Former Draper resident sentenced to 9 months in prison for hate crime

Local News

SALT LAKE CITY (News4Utah) — It’s a day of reckoning for a man convicted in a racially-motivated assault in Draper in 2016.

U.S. District Judge Dee Benson sentenced Mark Porter, 59, to nine months in prison Thursday.

Porter has already served more than eight months in prison. With credit of time served, Porter is scheduled to get out of prison on June 15.

Today’s sentence comes after Porter was convicted of assaulting his African-American neighbor with a stun device.

“Despicable,” “distasteful,” and “ugly” are just a few words Judge Benson used to describe Porter’s actions.

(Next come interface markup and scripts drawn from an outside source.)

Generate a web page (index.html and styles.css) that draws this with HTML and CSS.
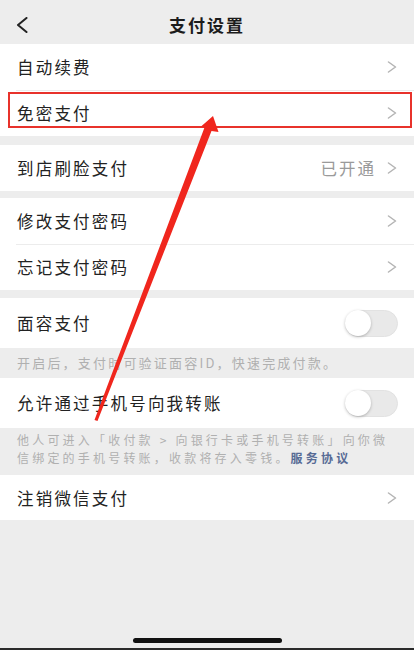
FILE: index.html
```html
<!DOCTYPE html>
<html lang="zh-CN">
<head>
<meta charset="utf-8">
<title>支付设置</title>
<link rel="stylesheet" href="styles.css">
</head>
<body>
<div class="screen">
  <header class="navbar">
    <span class="back">
      <svg width="12" height="16" viewBox="0 0 12 16"><polyline points="10.5,1 2,8 10.5,15" fill="none" stroke="#222" stroke-width="2" stroke-linecap="round" stroke-linejoin="round"/></svg>
    </span>
    <h1 class="title">支付设置</h1>
  </header>

  <section class="group">
    <div class="row"><span class="label">自动续费</span><span class="arrow"><svg width="10" height="12" viewBox="0 0 10 12"><polyline points="1.5,1 8.5,6 1.5,11" fill="none" stroke="#b4b4b4" stroke-width="1.5" stroke-linecap="round" stroke-linejoin="round"/></svg></span></div>
    <div class="row sep"><span class="label">免密支付</span><span class="arrow"><svg width="10" height="12" viewBox="0 0 10 12"><polyline points="1.5,1 8.5,6 1.5,11" fill="none" stroke="#b4b4b4" stroke-width="1.5" stroke-linecap="round" stroke-linejoin="round"/></svg></span></div>
  </section>

  <section class="group g2">
    <div class="row"><span class="label">到店刷脸支付</span><span class="value">已开通</span><span class="arrow"><svg width="10" height="12" viewBox="0 0 10 12"><polyline points="1.5,1 8.5,6 1.5,11" fill="none" stroke="#b4b4b4" stroke-width="1.5" stroke-linecap="round" stroke-linejoin="round"/></svg></span></div>
  </section>

  <section class="group g3">
    <div class="row"><span class="label">修改支付密码</span><span class="arrow"><svg width="10" height="12" viewBox="0 0 10 12"><polyline points="1.5,1 8.5,6 1.5,11" fill="none" stroke="#b4b4b4" stroke-width="1.5" stroke-linecap="round" stroke-linejoin="round"/></svg></span></div>
    <div class="row sep"><span class="label">忘记支付密码</span><span class="arrow"><svg width="10" height="12" viewBox="0 0 10 12"><polyline points="1.5,1 8.5,6 1.5,11" fill="none" stroke="#b4b4b4" stroke-width="1.5" stroke-linecap="round" stroke-linejoin="round"/></svg></span></div>
  </section>

  <section class="group g4">
    <div class="row tall"><span class="label">面容支付</span><span class="switch"><span class="knob"></span></span></div>
  </section>
  <p class="note one">开启后，支付时可验证面容ID，快速完成付款。</p>

  <section class="group">
    <div class="row tall"><span class="label">允许通过手机号向我转账</span><span class="switch"><span class="knob"></span></span></div>
  </section>
  <p class="note two">他人可进入「收付款 &gt; 向银行卡或手机号转账」向你微<br>信绑定的手机号转账，收款将存入零钱。<a class="link">服务协议</a></p>

  <section class="group">
    <div class="row last"><span class="label">注销微信支付</span><span class="arrow"><svg width="10" height="12" viewBox="0 0 10 12"><polyline points="1.5,1 8.5,6 1.5,11" fill="none" stroke="#b4b4b4" stroke-width="1.5" stroke-linecap="round" stroke-linejoin="round"/></svg></span></div>
  </section>

  <div class="home"><span class="home-bar"></span></div>

  <svg class="annotation" width="414" height="650" viewBox="0 0 414 650">
    <rect x="9" y="93" width="402" height="34" fill="none" stroke="#e8322b" stroke-width="2"/>
    <polygon points="94.5,420 97.5,421 211.5,131 218.5,132 213,116 201,126.5 204.5,127.5" fill="#f0261d"/>
  </svg>
</div>
</body>
</html>
```

FILE: styles.css
```css
* { box-sizing: border-box; }
html, body { margin: 0; padding: 0; }
body {
  background: #ededed;
  font-family: "Noto Sans CJK SC", "Noto Sans", sans-serif;
  color: #1f1f1f;
}
.screen {
  position: relative;
  width: 414px;
  height: 650px;
  display: flex;
  flex-direction: column;
  background: #ededed;
  border-bottom: 2px solid #2b2b2b;
  overflow: hidden;
}
.navbar {
  height: 44px;
  display: flex;
  align-items: center;
  justify-content: center;
  position: relative;
  background: #ededed;
}
.back {
  position: absolute;
  left: 16px;
  top: 17px;
  display: flex;
}
.title {
  margin: 0;
  font-size: 17px;
  font-weight: 600;
  letter-spacing: 2px;
  color: #1c1c1c;
  padding-top: 4px;
}
.group { background: #fff; }
.g2 { margin-top: 9px; }
.g3 { margin-top: 7px; }
.g4 { margin-top: 8px; }
.row {
  height: 46px;
  display: flex;
  align-items: center;
  padding: 0 17px;
  position: relative;
}
.row.tall { height: 50px; padding-right: 16px; }
.row.last { height: 45px; }
.row.sep::before {
  content: "";
  position: absolute;
  left: 16px;
  right: 0;
  top: 0;
  height: 1px;
  background: #ececec;
}
.label {
  flex: 1;
  font-size: 16.5px;
  letter-spacing: 2.2px;
  color: #222;
}
.value {
  font-size: 16.5px;
  letter-spacing: 2px;
  color: #9a9a9a;
  margin-right: 11px;
}
.arrow { display: flex; }
.switch {
  width: 53px;
  height: 27px;
  border-radius: 14px;
  background: #e9e9e9;
  border: 1px solid #e2e2e2;
  position: relative;
  display: flex;
  align-items: center;
}
.knob {
  width: 26px;
  height: 26px;
  border-radius: 50%;
  background: #fff;
  box-shadow: 0 1px 3px rgba(0,0,0,0.25);
  margin-left: -1px;
}
.note {
  margin: 0;
  padding: 0 17px;
  font-size: 13px;
  letter-spacing: 2.2px;
  color: #b0b0b0;
}
.note.one {
  height: 30px;
  line-height: 30px;
}
.note.two {
  height: 47px;
  padding-top: 3px;
  line-height: 17.5px;
  font-size: 12px;
  letter-spacing: 3.2px;
}
.link {
  color: #576b95;
  font-weight: 600;
}
.home {
  margin-top: auto;
  display: flex;
  justify-content: center;
  padding-bottom: 5px;
}
.home-bar {
  width: 149px;
  height: 5px;
  border-radius: 3px;
  background: #111;
}
.annotation {
  position: absolute;
  left: 0;
  top: 0;
  pointer-events: none;
}
```
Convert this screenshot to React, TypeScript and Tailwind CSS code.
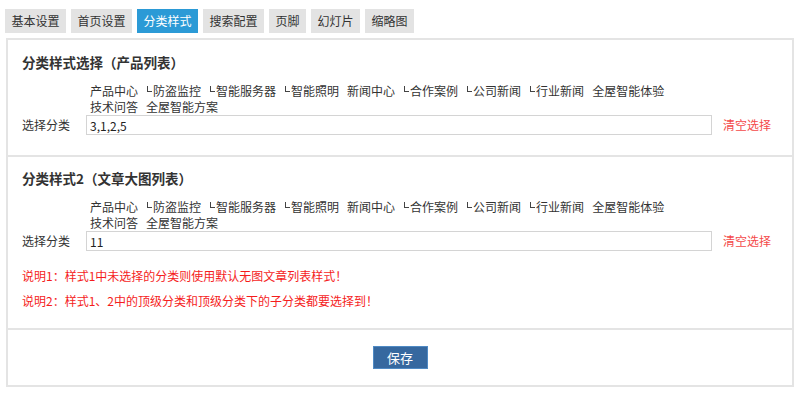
import { useState } from "react";

const TABS = ["基本设置", "首页设置", "分类样式", "搜索配置", "页脚", "幻灯片", "缩略图"];

const CATS: { name: string; sub?: boolean }[] = [
  { name: "产品中心" },
  { name: "防盗监控", sub: true },
  { name: "智能服务器", sub: true },
  { name: "智能照明", sub: true },
  { name: "新闻中心" },
  { name: "合作案例", sub: true },
  { name: "公司新闻", sub: true },
  { name: "行业新闻", sub: true },
  { name: "全屋智能体验" },
  { name: "技术问答" },
  { name: "全屋智能方案" },
];

function CatPicker({ value, onChange }: { value: string; onChange: (v: string) => void }) {
  return (
    <div>
      <div className="ml-[68px] flex w-[600px] flex-wrap text-[12px] leading-[16px] text-[#333]">
        {CATS.map((c) => (
          <span key={c.name} className="mr-[8px] cursor-pointer whitespace-nowrap">
            {c.sub && (
              <span className="mr-[1px] ml-[1px] mt-[3px] inline-block h-[6px] w-[5px] border-b border-l border-[#444] align-top" />
            )}
            {c.name}
          </span>
        ))}
      </div>
      <div className="flex h-[20px] items-center">
        <span className="w-[64px] text-[12px] text-[#333]">选择分类</span>
        <input
          value={value}
          onChange={(e) => onChange(e.target.value)}
          className="h-[20px] w-[626px] border border-[#d4d4d4] px-[3px] text-[12px] text-[#222] outline-none"
        />
        <button type="button" onClick={() => onChange("")} className="ml-[11px] text-[12px] text-[#f44a4a]">
          清空选择
        </button>
      </div>
    </div>
  );
}

export default function App() {
  const [tab, setTab] = useState(2);
  const [style1, setStyle1] = useState("3,1,2,5");
  const [style2, setStyle2] = useState("11");

  return (
    <div className="h-[396px] w-[800px] bg-white font-['Noto_Sans_CJK_SC','Noto_Sans',sans-serif]">
      <div className="flex gap-[5px] pl-[5px] pt-[9px]">
        {TABS.map((t, i) => (
          <button
            key={t}
            type="button"
            onClick={() => setTab(i)}
            className={
              "h-[24px] px-[6.5px] text-[12px] leading-[24px] " +
              (i === tab ? "bg-[#2b9ad6] text-white" : "bg-[#e3e3e3] text-[#333]")
            }
          >
            {t}
          </button>
        ))}
      </div>

      <div className="ml-[6px] mt-[5px] w-[788px] border-2 border-[#e4e4e4]">
        <div className="border-b-2 border-[#e4e4e4] pb-[20px] pl-[14px] pt-[12px]">
          <h3 className="h-[20px] text-[13.5px] font-bold leading-[20px] text-[#333]">分类样式选择（产品列表）</h3>
          <div className="mt-[11px]">
            <CatPicker value={style1} onChange={setStyle1} />
          </div>
        </div>

        <div className="border-b-2 border-[#e4e4e4] pb-[17px] pl-[14px] pt-[11px]">
          <h3 className="h-[20px] text-[13.5px] font-bold leading-[20px] text-[#333]">分类样式2（文章大图列表）</h3>
          <div className="mt-[11px]">
            <CatPicker value={style2} onChange={setStyle2} />
          </div>
          <p className="mt-[15px] text-[12px] leading-[20px] text-[#f51d1d]">说明1：样式1中未选择的分类则使用默认无图文章列表样式！</p>
          <p className="mt-[5px] text-[12px] leading-[20px] text-[#f51d1d]">说明2：样式1、2中的顶级分类和顶级分类下的子分类都要选择到！</p>
        </div>

        <div className="flex justify-center py-[16px]">
          <button type="button" className="h-[23px] w-[55px] border border-[#4f8ac4] bg-[#36689f] text-[13px] text-white">
            保存
          </button>
        </div>
      </div>
    </div>
  );
}
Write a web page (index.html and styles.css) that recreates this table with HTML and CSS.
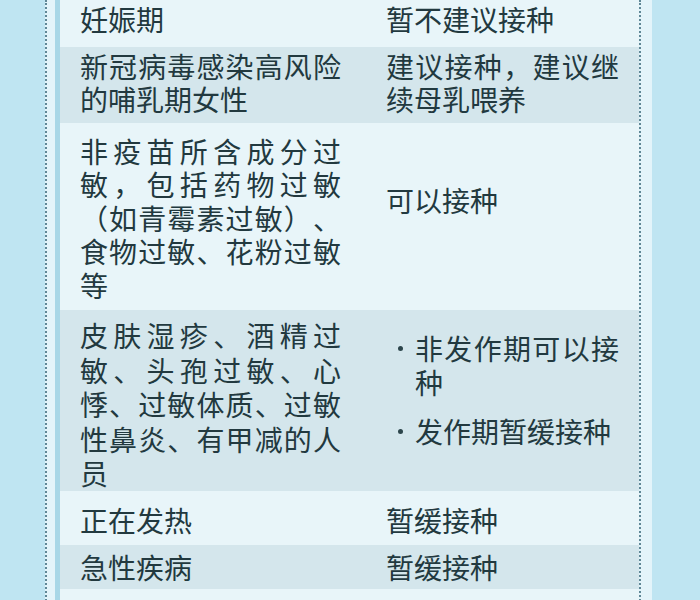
FILE: index.html
```html
<!DOCTYPE html>
<html lang="zh-CN">
<head>
<meta charset="utf-8">
<title>接种建议</title>
<link rel="stylesheet" href="styles.css">
</head>
<body>
<div class="paper">
  <div class="table">
    <div class="row light r1">
      <div class="cell left">妊娠期</div>
      <div class="cell right">暂不建议接种</div>
    </div>
    <div class="row dark r2">
      <div class="cell left">新冠病毒感染高风险的哺乳期女性</div>
      <div class="cell right">建议接种，建议继续母乳喂养</div>
    </div>
    <div class="row light r3">
      <div class="cell left">非疫苗所含成分过敏，包括药物过敏（如青霉素过敏）、食物过敏、花粉过敏等</div>
      <div class="cell right">可以接种</div>
    </div>
    <div class="row dark r4">
      <div class="cell left">皮肤湿疹、酒精过敏、头孢过敏、心悸、过敏体质、过敏性鼻炎、有甲减的人员</div>
      <div class="cell right">
        <ul class="bullets">
          <li>非发作期可以接种</li>
          <li>发作期暂缓接种</li>
        </ul>
      </div>
    </div>
    <div class="row light r5">
      <div class="cell left">正在发热</div>
      <div class="cell right">暂缓接种</div>
    </div>
    <div class="row dark r6">
      <div class="cell left">急性疾病</div>
      <div class="cell right">暂缓接种</div>
    </div>
    <div class="row light r7">
      <div class="cell left"></div>
      <div class="cell right"></div>
    </div>
  </div>
</div>
</body>
</html>
```

FILE: styles.css
```css
html, body {
  margin: 0;
  padding: 0;
}
body {
  background: #bfe5f2;
  height: 600px;
  overflow: hidden;
  font-family: "Noto Sans CJK SC", "Noto Sans", sans-serif;
  color: #22393f;
}
.paper {
  margin-left: 45px;
  width: 586px;
  padding: 0 11px 0 8px;
  border-left: 2px dotted #5f8796;
  background: #e3f4fa;
}
.table {
  display: flex;
  flex-direction: column;
  border-left: 5px solid #a8d7e7;
  border-right: 2px dotted #5f8796;
  background: #e3f4fa;
}
.row {
  display: grid;
  grid-template-columns: 306px 1fr;
  font-size: 28px;
  line-height: 33.5px;
  text-spacing-trim: space-all;
  font-feature-settings: "fwid" 1, "halt" 0, "chws" 0;
}
.light { background: #e8f5f9; }
.dark { background: #d4e6ec; }
.cell {
  text-align: justify;
}
.left {
  padding-left: 20px;
  padding-right: 25px;
}
.right {
  padding-left: 20px;
  padding-right: 20px;
}
.r1 .cell { padding-top: 3px; padding-bottom: 10px; }
.r2 .cell { padding-top: 3px; padding-bottom: 6px; }
.r3 .cell { padding-top: 12px; padding-bottom: 8px; }
.r3 .right { padding-top: 61px; }
.r4 { line-height: 34.5px; }
.r4 .cell { padding-top: 8px; padding-bottom: 0; }
.r4 .right { padding-top: 22px; }
.r5 .cell { padding-top: 13px; padding-bottom: 8px; }
.r6 .cell { padding-top: 6px; padding-bottom: 4px; }
.r7 { height: 60px; }
.bullets {
  list-style: none;
  margin: 0;
  padding: 0;
  line-height: 33.5px;
}
.bullets li {
  display: flex;
  text-align: justify;
}
.bullets li + li {
  margin-top: 16px;
}
.bullets li::before {
  content: "";
  flex: none;
  width: 5px;
  height: 5px;
  border-radius: 50%;
  background: #2c454b;
  margin: 14px 12px 0 12px;
}
```
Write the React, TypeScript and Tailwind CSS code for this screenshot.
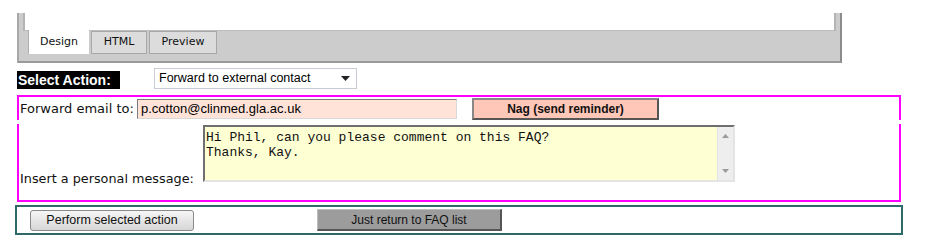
export default function App() {
  const verdana = { fontFamily: '"DejaVu Sans", Verdana, sans-serif' };
  const arial = { fontFamily: '"Liberation Sans", Arial, sans-serif' };

  return (
    <div className="w-[925px] h-[250px] bg-white overflow-hidden pt-[13px]">
      {/* editor tab panel */}
      <div className="ml-[17px] w-[825px] h-[50px] bg-[#cccccc] border-l-2 border-r-2 border-b-2 border-l-[#a8a8a8] border-r-[#8c8c8c] border-b-[#9a9a9a] px-[4px] flex flex-col">
        <div className="h-[18px] bg-white border-l-2 border-r-2 border-b border-[#b4b4b4] border-b-[#bdbdbd]" />
        <div className="flex items-start pl-[5px] gap-[2px]" style={verdana}>
          <div className="w-[61px] h-[24px] -mt-px bg-white border-l border-[#b0b0b0] flex items-center justify-center text-[11px] text-[#111] font-medium">
            Design
          </div>
          <div className="w-[56px] h-[23px] bg-[#dcdcdc] border border-[#a8a8a8] flex items-center justify-center text-[11px] text-[#111] font-medium">
            HTML
          </div>
          <div className="w-[68px] h-[23px] bg-[#dcdcdc] border border-[#a8a8a8] flex items-center justify-center text-[11px] text-[#111] font-medium">
            Preview
          </div>
        </div>
      </div>

      {/* action selector */}
      <div className="flex items-center h-[21px] mt-[5px] ml-[17px]">
        <div
          className="w-[103px] h-[18px] mt-[3px] bg-black text-white font-bold text-[14px] leading-[18px] pl-px"
          style={arial}
        >
          Select Action:
        </div>
        <div
          className="ml-[34px] w-[203px] h-[21px] bg-white border border-[#c8ccd6] flex items-center justify-between pl-[4px] pr-[6px] text-[12.5px] text-black"
          style={arial}
        >
          <span>Forward to external contact</span>
          <svg width="9" height="5" viewBox="0 0 9 5">
            <path d="M0 0h9L4.5 5z" fill="#222" />
          </svg>
        </div>
      </div>

      {/* forward options */}
      <div className="ml-[17px] w-[884px] mt-[6px]">
        <div className="h-[25px] border-t-2 border-l-2 border-r-2 border-[#ff00ff] flex items-center">
          <span className="w-[118px] shrink-0 text-[13px] text-[#111] pl-px mt-px" style={verdana}>
            Forward email to:
          </span>
          <div
            className="mt-px w-[320px] h-[20px] bg-[#ffe3d9] border border-[#7a7a7a] border-r-[#d8d8d8] border-b-[#d8d8d8] pl-[3px] text-[13px] leading-[17px] text-black"
            style={arial}
          >
            p.cotton@clinmed.gla.ac.uk
          </div>
          <button
            className="ml-[15px] w-[187px] h-[22px] bg-[#ffc7b7] border-2 border-[#555] border-t-[#888] border-l-[#888] font-bold text-[12px] text-[#111] flex items-center justify-center"
            style={arial}
          >
            Nag (send reminder)
          </button>
        </div>
        <div className="mt-[4px] h-[78px] border-b-2 border-l-2 border-r-2 border-[#ff00ff] flex items-start pt-px">
          <span className="w-[184px] shrink-0 text-[12.8px] text-[#111] pl-px mt-[44px]" style={verdana}>
            Insert a personal message:
          </span>
          <div className="w-[532px] h-[57px] flex border-2 border-[#6f6f6f] border-r-[#e4e4e4] border-b-[#e4e4e4] bg-[#ffffd4]">
            <div
              className="flex-1 pl-[1px] pt-[3px] text-[13px] leading-[15px] text-[#111] whitespace-pre"
              style={{ fontFamily: '"Liberation Mono", "Courier New", monospace' }}
            >
              {"Hi Phil, can you please comment on this FAQ?\nThanks, Kay."}
            </div>
            <div className="w-[16px] bg-[#eeeeee] border-l border-[#e2e2e2] flex flex-col justify-between items-center py-[7px]">
              <svg width="7" height="4" viewBox="0 0 7 4">
                <path d="M0 4L3.5 0 7 4z" fill="#9a9a9a" />
              </svg>
              <svg width="7" height="4" viewBox="0 0 7 4">
                <path d="M0 0h7L3.5 4z" fill="#9a9a9a" />
              </svg>
            </div>
          </div>
        </div>
      </div>

      {/* bottom actions */}
      <div className="ml-[15px] mt-[3px] w-[888px] h-[30px] border-2 border-[#2f6a6a] flex items-center" style={arial}>
        <button className="ml-[13px] w-[164px] h-[21px] rounded-[3px] border border-[#8a8a8a] bg-gradient-to-b from-[#f6f6f6] to-[#d6d6d6] text-[12.5px] text-[#111] flex items-center justify-center">
          Perform selected action
        </button>
        <button className="ml-[123px] w-[185px] h-[22px] bg-[#9c9c9c] border border-[#bdbdbd] border-r-2 border-b-2 border-r-[#555] border-b-[#555] text-[12px] text-[#111] flex items-center justify-center">
          Just return to FAQ list
        </button>
      </div>
    </div>
  );
}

“This is a man who has been a racist is whole life,” said Dave Backman, the Criminal Chief at the U.S. Attorney’s Office. “It’s clear in court that he is not a changed person from this jury verdict. I’m not sure his sentence would have changed that.”

Both U.S. Attorney John Huber and Salt Lake City Branch President of the NAACP Jeanetta Williams recommended Porter serve 37 to 46 months in jail.

“I was very surprised and disappointed because it doesn’t send a clear message that you can do a hate crime and you get a slap on the wrist,” said Williams. “I felt that the nine months is a slap on the wrist.”

Judge Benson reiterated the fact that having racist thoughts or sharing racist comments is not illegal; however, acting violently on those beliefs is and that’s how Porter broke the law.

“In our country… we enjoy great freedoms,” said Backman. “One of those is the freedom of speech. That covers racists, but that does not cover someone who resorts to violence. That’s our concern about Mr. Porter. He is someone who is not only a racist, but also a violent racist.”

Mr. Porter is also getting heat for body cam footage that was recently released to the public, revealing his true thoughts.

“Hitler had the right idea, but the wrong people,” said Porter. “He should have gassed those n******. I got Jesus in me. No n***** does.”

Williams says she hopes Utahns will learn the importance of reporting violent crime from this case.

“A lot of times we see people doing these type of things, they don’t get reported at all,” said Williams. “We’re hoping that in the state of Utah, if you’re seeing these things, then it needs to be reported.”